(SOURCE MATERIAL):
= = = = =
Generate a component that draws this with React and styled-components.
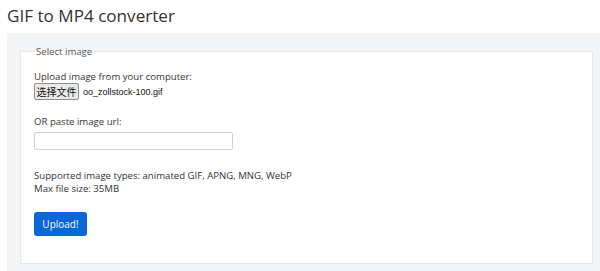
import React from "react";
import styled, { createGlobalStyle } from "styled-components";

const GlobalStyle = createGlobalStyle`
  html, body {
    margin: 0;
    padding: 0;
    background: #ffffff;
    overflow: hidden;
  }
  body {
    font-family: "Open Sans", "Noto Sans", sans-serif;
    color: #333333;
  }
`;

const Page = styled.div`
  padding: 4px 0 0 7px;
  width: 600px;
`;

const Title = styled.h1`
  margin: 0 0 6px;
  font-size: 17.1px;
  font-weight: 400;
  line-height: 23px;
  color: #333333;
`;

const Panel = styled.div`
  width: 572px;
  background: #f3f4f6;
  padding: 12px 13px 7px;
`;

const Fieldset = styled.fieldset`
  margin: 0;
  background: #ffffff;
  border: 1px solid #e4e6ea;
  padding: 0 13px 27px;
  min-width: 0;
  width: 545px;
`;

const Legend = styled.legend`
  font-size: 9.6px;
  color: #555555;
  padding: 0 2px;
  margin-left: 0;
`;

const Label = styled.div`
  font-size: 9.6px;
  line-height: 13px;
  margin-top: ${(p) => p.$top || 0}px;
`;

const FileRow = styled.div`
  display: flex;
  align-items: center;
  gap: 4px;
  margin-top: 0;
`;

const FileButton = styled.button`
  height: 17px;
  width: 45px;
  padding: 0;
  font-family: "Noto Sans CJK SC", sans-serif;
  font-size: 10px;
  color: #111111;
  background: #e9e9e9;
  border: 1px solid #8f8f8f;
  border-radius: 2px;
`;

const FileName = styled.span`
  font-family: "Liberation Sans", Arial, sans-serif;
  font-size: 9px;
  color: #111111;
`;

const UrlInput = styled.input`
  display: block;
  box-sizing: border-box;
  width: 199px;
  height: 18px;
  margin-top: 4px;
  border: 1px solid #cfd2d6;
  border-radius: 2px;
  background: #ffffff;
`;

const SubmitButton = styled.button`
  display: block;
  margin-top: 17px;
  width: 53px;
  height: 24px;
  padding: 0;
  border: none;
  border-radius: 3px;
  background: #0866d6;
  color: #ffffff;
  font-family: "Open Sans", sans-serif;
  font-size: 10px;
`;

export default function App() {
  return (
    <>
      <GlobalStyle />
      <Page>
        <Title>GIF to MP4 converter</Title>
        <Panel>
          <Fieldset>
            <Legend>Select image</Legend>
            <Label $top={12}>Upload image from your computer:</Label>
            <FileRow>
              <FileButton>选择文件</FileButton>
              <FileName>oo_zollstock-100.gif</FileName>
            </FileRow>
            <Label $top={15}>OR paste image url:</Label>
            <UrlInput type="text" />
            <Label $top={19}>
              Supported image types: animated GIF, APNG, MNG, WebP
              <br />
              Max file size: 35MB
            </Label>
            <SubmitButton>Upload!</SubmitButton>
          </Fieldset>
        </Panel>
      </Page>
    </>
  );
}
= = = = =
(PROBLEM DESCRIPTION): Copy the whole of the material above exactly, but not its images.

(TASK RESULT):
Generate a component that draws this with React and styled-components.
import React from "react";
import styled, { createGlobalStyle } from "styled-components";

const GlobalStyle = createGlobalStyle`
  html, body {
    margin: 0;
    padding: 0;
    background: #ffffff;
    overflow: hidden;
  }
  body {
    font-family: "Open Sans", "Noto Sans", sans-serif;
    color: #333333;
  }
`;

const Page = styled.div`
  padding: 4px 0 0 7px;
  width: 600px;
`;

const Title = styled.h1`
  margin: 0 0 6px;
  font-size: 17.1px;
  font-weight: 400;
  line-height: 23px;
  color: #333333;
`;

const Panel = styled.div`
  width: 572px;
  background: #f3f4f6;
  padding: 12px 13px 7px;
`;

const Fieldset = styled.fieldset`
  margin: 0;
  background: #ffffff;
  border: 1px solid #e4e6ea;
  padding: 0 13px 27px;
  min-width: 0;
  width: 545px;
`;

const Legend = styled.legend`
  font-size: 9.6px;
  color: #555555;
  padding: 0 2px;
  margin-left: 0;
`;

const Label = styled.div`
  font-size: 9.6px;
  line-height: 13px;
  margin-top: ${(p) => p.$top || 0}px;
`;

const FileRow = styled.div`
  display: flex;
  align-items: center;
  gap: 4px;
  margin-top: 0;
`;

const FileButton = styled.button`
  height: 17px;
  width: 45px;
  padding: 0;
  font-family: "Noto Sans CJK SC", sans-serif;
  font-size: 10px;
  color: #111111;
  background: #e9e9e9;
  border: 1px solid #8f8f8f;
  border-radius: 2px;
`;

const FileName = styled.span`
  font-family: "Liberation Sans", Arial, sans-serif;
  font-size: 9px;
  color: #111111;
`;

const UrlInput = styled.input`
  display: block;
  box-sizing: border-box;
  width: 199px;
  height: 18px;
  margin-top: 4px;
  border: 1px solid #cfd2d6;
  border-radius: 2px;
  background: #ffffff;
`;

const SubmitButton = styled.button`
  display: block;
  margin-top: 17px;
  width: 53px;
  height: 24px;
  padding: 0;
  border: none;
  border-radius: 3px;
  background: #0866d6;
  color: #ffffff;
  font-family: "Open Sans", sans-serif;
  font-size: 10px;
`;

export default function App() {
  return (
    <>
      <GlobalStyle />
      <Page>
        <Title>GIF to MP4 converter</Title>
        <Panel>
          <Fieldset>
            <Legend>Select image</Legend>
            <Label $top={12}>Upload image from your computer:</Label>
            <FileRow>
              <FileButton>选择文件</FileButton>
              <FileName>oo_zollstock-100.gif</FileName>
            </FileRow>
            <Label $top={15}>OR paste image url:</Label>
            <UrlInput type="text" />
            <Label $top={19}>
              Supported image types: animated GIF, APNG, MNG, WebP
              <br />
              Max file size: 35MB
            </Label>
            <SubmitButton>Upload!</SubmitButton>
          </Fieldset>
        </Panel>
      </Page>
    </>
  );
}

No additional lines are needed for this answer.